The OSM project, one of the main epiphenomena of volunteered cartography, has brought together scientists who have collaborated on the publication of several documents dealing with geographical data for updating the OSM database.
The research groups that created the conceptual network showed a common cultural background, which was mainly concerned with technical aspects of the management of cartographic data.
The research groups were not well networked within the social network, which means that the scientific production generated by the volunteered cartography has little impact on the exchange of information within the intellectual network. It suggests that possibly the academic publishing environment is not as collaborative as expected (and as discussed by some authors [21
The OSM database currently focuses mainly on Europe and parts of the USA (see https://osm-analytics.org
), showing that there could be an inclination to concentrate knowledge, skill and technology within a few research groups with the risk that some part of the added value provided by OSM could be, in some way, monopolised.
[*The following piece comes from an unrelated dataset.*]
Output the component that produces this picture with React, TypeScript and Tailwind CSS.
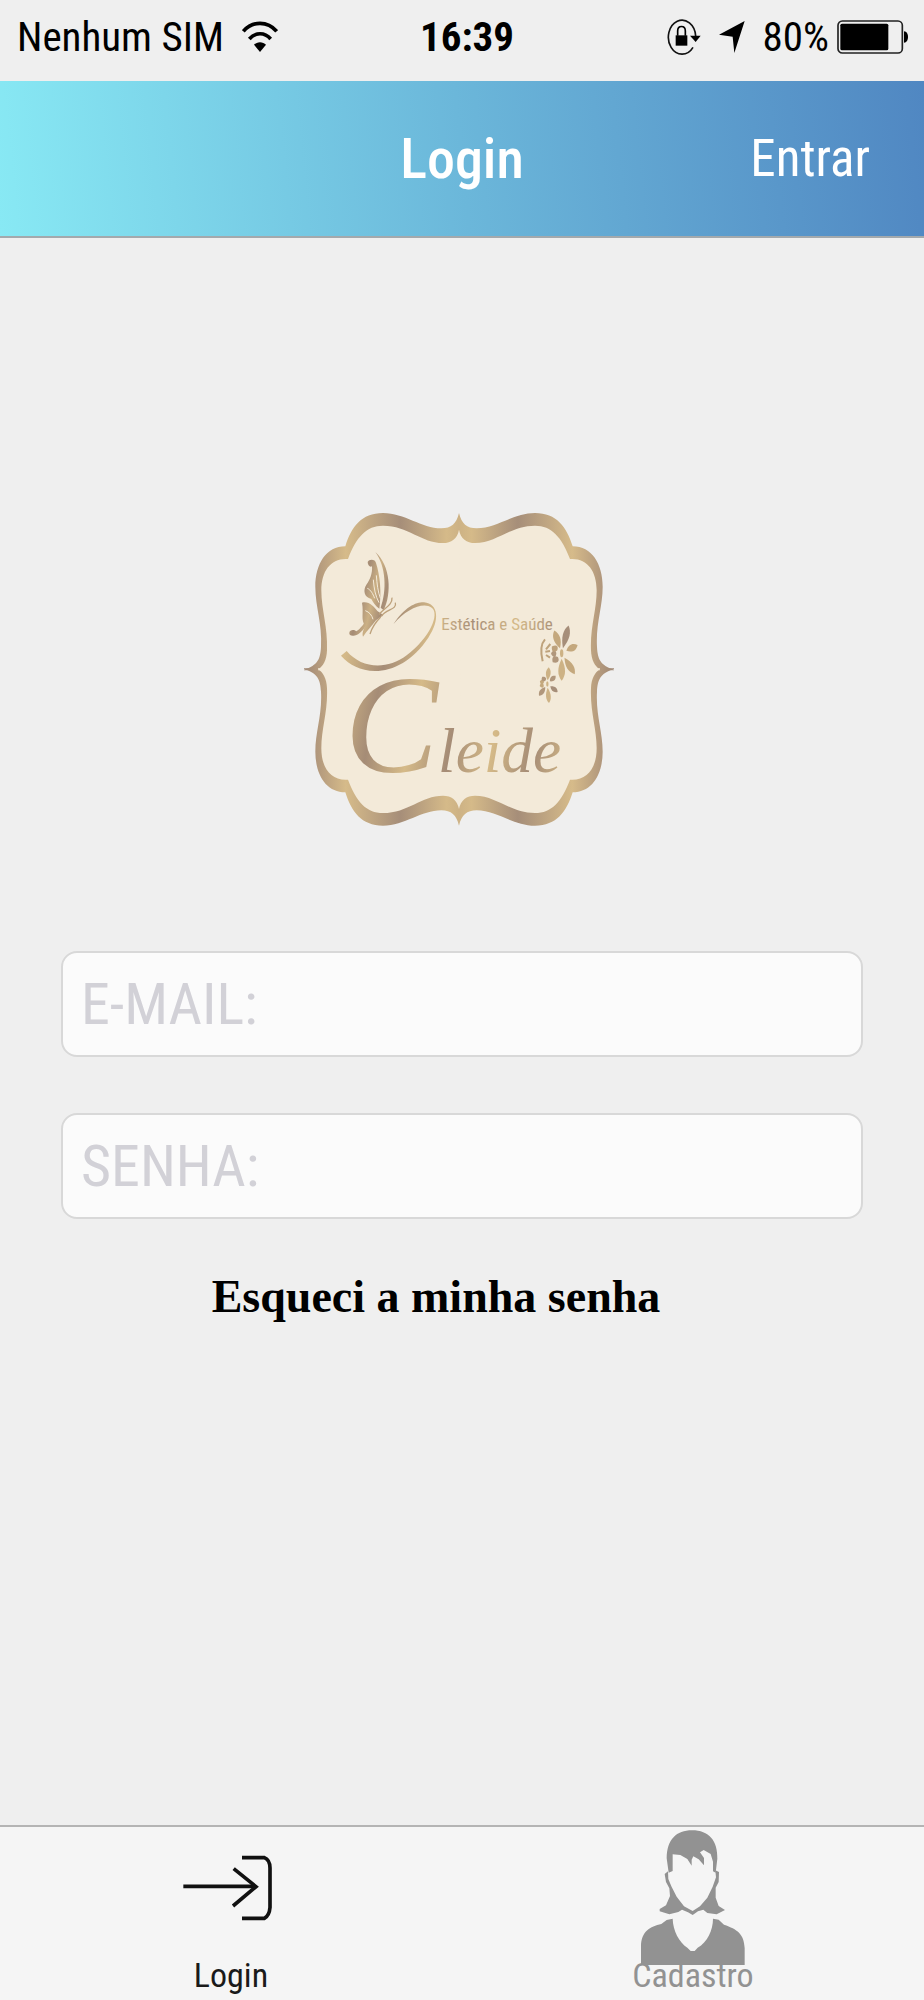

Therefore, it should be expected that OSM will become a more common tool in the scientific community based on geographical data (e.g., cartographers, ecologists and sociologists) by implementing world regional coverage of volunteered geographic data. This could be a great help in applying OSM data to a larger number of actual cases (e.g., the Humanitarian OpenStreetMap Team at https://tasks.hotosm.org/
), where the aim will be to solve problems such as health or climatic emergencies or to highlight critical/endangered ecosystems at risk of biodiversity loss.